Part 3: Becoming Odd vs. Becoming Complicated

As the critically unappreciated Chris McDowall once said, "Becoming Odd is great.  Becoming Complicated is awful."  Now for those of you not up with the latest Adventurer lingo, let me unpack that phrase.  Odd in the Adventurer parlance means to be become stronger, better, faster.  Someone who is Odd can hit harder and survive more than someone who is not.  Additionally, there is a depth to Oddness.  The greater an Adventurer becomes is generally correlated with how Odd they are.  Complicated, on the other hand, is what happens to an Adventurer as a side-effect of their line of work.  This is the stuff that makes it into penny-dreadfuls.  Adventurers who return home with cannibal desires, no longer men, but monsters wearing human skin.  But other Complications are far less subtle.  Some Adventurers return home a shambling wreck, mutated beyond belief or any other number of unfortunate effect.  These Complications are usually what drive Adventurers into either retirement or a shallow grave.

Part 4: Conclusion

The life a Murder-Hobo lives is not one to be envied.  They live in squalid conditions and near universal poverty, their rich contemporaries only serving to emphasize how difficult it is to be one of them and make money.  Even those that do make some money spend it all on donations to the Church in the hope of securing a good afterlife, or squander it on women and wine.  Yet the life they live is one that is desperately needed.  Someone must enter the darkness and confront Chaos man to man, and they are the people to do it.  So next time you see a Murder-Hobo, you should thank them for what they have done for you.  For in their tireless and selfless pursuit of gold and glory, they are unintentionally preserving the civilization that spawned them.

Part 5: Works Cited

Pearce Shea's "Other Frontiers (Dungeons, Megadungeons and Monsters)"
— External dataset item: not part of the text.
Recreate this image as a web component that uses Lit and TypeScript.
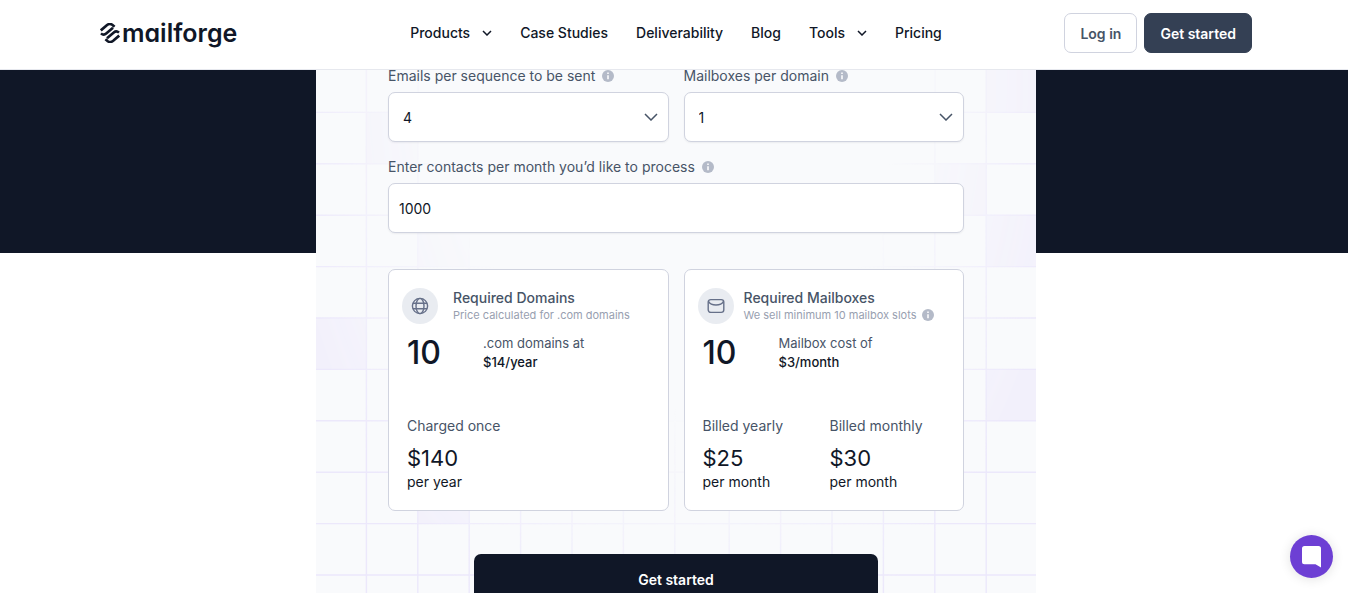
import { LitElement, html, svg, css } from "lit";
import { customElement, property } from "lit/decorators.js";

const infoIcon = html`<svg class="info" viewBox="0 0 12 12" aria-hidden="true">
  <circle cx="6" cy="6" r="6" fill="#b4bac8" />
  <path d="M6 2.600v1.500M6 5.200v4" fill="none" stroke="#fff" stroke-width="1.500" />
</svg>`;

const chevron = html`<svg class="chev" viewBox="0 0 10 6" aria-hidden="true">
  <path d="M1 1l4 4 4-4" fill="none" stroke="currentColor" stroke-width="1.5" />
</svg>`;

const selectArrow = html`<svg class="arrow" viewBox="0 0 14 8" aria-hidden="true">
  <path d="M1 1l6 6 6-6" fill="none" stroke="currentColor" stroke-width="1.5" />
</svg>`;

@customElement("grid-backdrop")
export class GridBackdrop extends LitElement {
  static styles = css`
    :host { display: block; overflow: hidden; }
    .grid { display: block; width: 100%; height: 100%; }
  `;

  render() {
    const pitch = 51.4;
    // The two halves of the pattern meet with a slightly wider middle column.
    const colX = (c: number) => -1 + c * pitch + (c > 7 ? 3 : 0);
    const rowY = (r: number) => -9 + r * pitch;
    const cells = [
      [13, 0], [1, 1], [12, 2], [13, 3], [2, 3], [0, 5], [13, 6], [2, 8],
    ];
    const steps = Array.from({ length: 14 }, (_, i) => i);
    return html`<svg class="grid" aria-hidden="true">
      <defs>
        <radialGradient id="fade" gradientUnits="userSpaceOnUse" cx="0" cy="0" r="1"
          gradientTransform="translate(360 8) scale(400 600)">
          <stop offset="0.55" stop-color="#fff" stop-opacity="0" />
          <stop offset="0.78" stop-color="#fff" stop-opacity="0.45" />
          <stop offset="1" stop-color="#fff" stop-opacity="1" />
        </radialGradient>
        <mask id="edge" maskUnits="userSpaceOnUse" x="0" y="0" width="720" height="800">
          <rect width="720" height="800" fill="url(#fade)" />
        </mask>
      </defs>
      <g mask="url(#edge)">
        ${cells.map(([c, r]) => svg`<rect x=${colX(c)} y=${rowY(r)} width=${pitch} height=${pitch} fill="#f2f0fb" />`)}
        ${steps.map((i) => svg`<path d="M${colX(i)} 0V800M0 ${rowY(i)}H720" stroke="#ece8fb" stroke-width="1.4" />`)}
      </g>
    </svg>`;
  }
}

@customElement("summary-card")
export class SummaryCard extends LitElement {
  @property() heading = "";
  @property() note = "";
  @property() icon = "globe";
  @property() count = "";
  @property() unit = "";
  @property() rate = "";
  @property({ attribute: false }) prices: string[][] = [];

  static styles = css`
    :host {
      display: block;
      box-sizing: border-box;
      padding: 18px 13px;
      border: 1px solid #d0d3df;
      border-radius: 7px;
      background: #fff;
      color: #101727;
    }
    .head { display: flex; align-items: flex-start; gap: 15px; }
    .head.mail { gap: 10px; }
    .badge {
      display: grid;
      place-items: center;
      flex: none;
      width: 36px;
      height: 36px;
      border-radius: 50%;
      background: #e9ecf1;
    }
    .badge svg { width: 18px; height: 18px; fill: none; stroke: #667089; stroke-width: 1.4; }
    h3 { margin: 0; font-size: 14px; line-height: 20px; font-weight: 500; color: #475467; white-space: nowrap; }
    .note { margin: 0; display: flex; align-items: center; gap: 6px; font-size: 11px; line-height: 14px; color: #98a0b0; white-space: nowrap; }
    .info { width: 12px; height: 12px; }
    .stats { display: grid; grid-template-columns: 76px 1fr; align-items: center; margin: 10px 5px 44px; }
    .count { font-size: 32px; line-height: 38px; font-weight: 500; }
    .stats p { margin: 0; font-size: 13px; line-height: 19px; color: #475467; }
    .stats .rate { color: #101727; font-weight: 500; }
    .prices { display: grid; grid-template-columns: 127px 1fr; margin: 0 5px; }
    .prices p { margin: 0; font-size: 14px; line-height: 20px; white-space: nowrap; }
    .prices .term { color: #475467; margin-bottom: 8px; }
    .prices .amount { font-size: 22px; line-height: 28px; }
  `;

  render() {
    const mail = this.icon === "mail";
    return html`
      <div class="head ${this.icon}">
        <span class="badge">
          ${mail
            ? html`<svg viewBox="0 0 18 18"><rect x="1.2" y="2.6" width="15.6" height="12.8" rx="2.6" /><path d="M1.400 4.400C3 7.200 6 8 9 8s6-.8 7.600-3.600" /></svg>`
            : html`<svg viewBox="0 0 18 18"><circle cx="9" cy="9" r="7.600" /><ellipse cx="9" cy="9" rx="4" ry="7.600" /><path d="M2 6.200h14M2 11.800h14" /></svg>`}
        </span>
        <div>
          <h3>${this.heading}</h3>
          <p class="note">${this.note}${mail ? infoIcon : ""}</p>
        </div>
      </div>
      <div class="stats">
        <span class="count">${this.count}</span>
        <div><p>${this.unit}</p><p class="rate">${this.rate}</p></div>
      </div>
      <div class="prices">
        ${this.prices.map(([term, amount, per]) => html`<div>
          <p class="term">${term}</p>
          <p class="amount">${amount}</p>
          <p>${per}</p>
        </div>`)}
      </div>`;
  }
}

@customElement("app-root")
export class AppRoot extends LitElement {
  static styles = css`
    :host {
      display: block;
      height: 100vh;
      overflow-y: auto;
      scrollbar-width: none;
      background: #fff;
      color: #101727;
      font-family: Inter, "Liberation Sans", sans-serif;
    }
    * { box-sizing: border-box; }
    a { color: inherit; text-decoration: none; }
    button, input, select { font: inherit; color: inherit; }
    header {
      position: sticky;
      top: 0;
      z-index: 2;
      padding-left: 4px;
      border-bottom: 1px solid #e6e8ee;
      background: #fff;
    }
    .bar {
      display: grid;
      grid-template-columns: 1fr auto 1fr;
      align-items: center;
      max-width: 1152px;
      margin: 0 auto;
      padding: 13px 0 16px;
    }
    .logo { display: flex; align-items: center; gap: 2px; font-size: 25px; line-height: 32px; font-weight: 600; font-feature-settings: "cv11"; }
    .logo svg { width: 20px; height: 20px; }
    nav { display: flex; align-items: center; gap: 28px; font-size: 14px; line-height: 20px; font-weight: 500; }
    nav a { display: flex; align-items: center; gap: 12px; }
    .chev { width: 10px; height: 6px; }
    .actions { display: flex; justify-content: flex-end; gap: 7px; }
    .btn {
      height: 40px;
      padding: 0 15px;
      border: 1px solid #d0d3df;
      border-radius: 7px;
      background: #fff;
      color: #475467;
      font-size: 14px;
      font-weight: 600;
    }
    .btn.dark { border-color: #344054; background: #344054; color: #fff; }
    main { padding-left: 4px; background: linear-gradient(#101727, #101727) 0 0 / 100% 183px no-repeat; }
    .panel { display: grid; max-width: 720px; margin: 0 auto; background: #f9fafc; }
    .panel > * { grid-area: 1 / 1; min-width: 0; }
    grid-backdrop { height: 0; min-height: 100%; }
    form { position: relative; display: flex; flex-direction: column; gap: 15px; width: 80%; margin: -4px auto 24px; }
    .pair { display: grid; grid-template-columns: 1fr 1fr; gap: 15px; }
    .field { display: flex; flex-direction: column; gap: 6px; }
    label { display: flex; align-items: center; gap: 7px; font-size: 14px; line-height: 20px; color: #475467; }
    .info { width: 12px; height: 12px; }
    .control { display: grid; align-items: center; }
    .control > * { grid-area: 1 / 1; }
    .arrow { justify-self: end; width: 14px; height: 8px; margin-right: 11px; color: #475467; pointer-events: none; }
    select, input {
      width: 100%;
      height: 50px;
      border: 1px solid #d0d3df;
      border-radius: 7px;
      background: #fff;
      box-shadow: 0 1px 2px rgba(16, 24, 40, 0.06);
      font-size: 14px;
      appearance: none;
    }
    select { padding: 0 14px; }
    input { padding: 0 10px; }
    .cards { margin-top: 21px; }
    .cta {
      align-self: center;
      width: 70%;
      height: 50px;
      margin-top: 28px;
      border: 0;
      border-radius: 7px;
      background: #101727;
      color: #fff;
      font-size: 14px;
      font-weight: 600;
    }
    .chat {
      position: fixed;
      right: 15px;
      bottom: 15px;
      z-index: 3;
      width: 43px;
      height: 43px;
      padding: 0;
      border: 0;
      border-radius: 50%;
      background: #6d3fd4;
      box-shadow: 0 1px 12px rgba(0, 0, 0, 0.12);
    }
    .chat svg { display: block; width: 43px; height: 43px; }
  `;

  render() {
    return html`
      <header>
        <div class="bar">
          <a class="logo" href="#">
            <svg viewBox="0 0 20 20" fill="none" stroke="#101727" stroke-width="2.6" stroke-linejoin="round" aria-hidden="true">
              <path d="M.8 7.400L6.800 2.200Q9.600 0 12.200 1.800L14.600 3.800M1 10.400Q3.600 12.800 6.200 10.600L13 4.800" />
              <path d="M19.200 12.600L13.200 17.800Q10.400 20 7.800 18.200L5.400 16.200M19 9.600Q16.400 7.200 13.800 9.400L7 15.200" />
            </svg>
            <span>mailforge</span>
          </a>
          <nav>
            <a href="#">Products ${chevron}</a>
            <a href="#">Case Studies</a>
            <a href="#">Deliverability</a>
            <a href="#">Blog</a>
            <a href="#">Tools ${chevron}</a>
            <a href="#">Pricing</a>
          </nav>
          <div class="actions">
            <button class="btn">Log in</button>
            <button class="btn dark">Get started</button>
          </div>
        </div>
      </header>
      <main>
        <div class="panel">
          <grid-backdrop></grid-backdrop>
          <form>
            <div class="pair">
              <div class="field">
                <label for="emails">Emails per sequence to be sent ${infoIcon}</label>
                <div class="control"><select id="emails"><option>4</option></select>${selectArrow}</div>
              </div>
              <div class="field">
                <label for="boxes">Mailboxes per domain ${infoIcon}</label>
                <div class="control"><select id="boxes"><option>1</option></select>${selectArrow}</div>
              </div>
            </div>
            <div class="field">
              <label for="contacts">Enter contacts per month you’d like to process ${infoIcon}</label>
              <input id="contacts" type="text" inputmode="numeric" .value=${"1000"} />
            </div>
            <div class="pair cards">
              <summary-card heading="Required Domains" note="Price calculated for .com domains" icon="globe"
                count="10" unit=".com domains at" rate="$14/year"
                .prices=${[["Charged once", "$140", "per year"]]}></summary-card>
              <summary-card heading="Required Mailboxes" note="We sell minimum 10 mailbox slots" icon="mail"
                count="10" unit="Mailbox cost of" rate="$3/month"
                .prices=${[["Billed yearly", "$25", "per month"], ["Billed monthly", "$30", "per month"]]}></summary-card>
            </div>
            <button class="cta" type="button">Get started</button>
          </form>
        </div>
      </main>
      <button class="chat" aria-label="Open chat">
        <svg viewBox="0 0 43 43"><path d="M14.500 11h14a2.500 2.500 0 0 1 2.500 2.500v19l-5.500-3.200h-11a2.500 2.500 0 0 1-2.500-2.500v-13.300a2.500 2.500 0 0 1 2.500-2.500z" fill="#fff" /></svg>
      </button>`;
  }
}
Joseph Manola's "Confessions of a realist"

Chris McDowall's "Foreground Growth and Becoming Odd"
Emily Allen's "In which I am a weeb"

 

 

1 comment:

  1. I like the concept, it suggests that the dungeon is something akin to a chaotic in-between for every location there is an entrance, and that this likely extends to other worlds, dimensions, and universes. A single location that can be easily accessed from anywhere in any world, and that is seemingly at the very bottom of all things.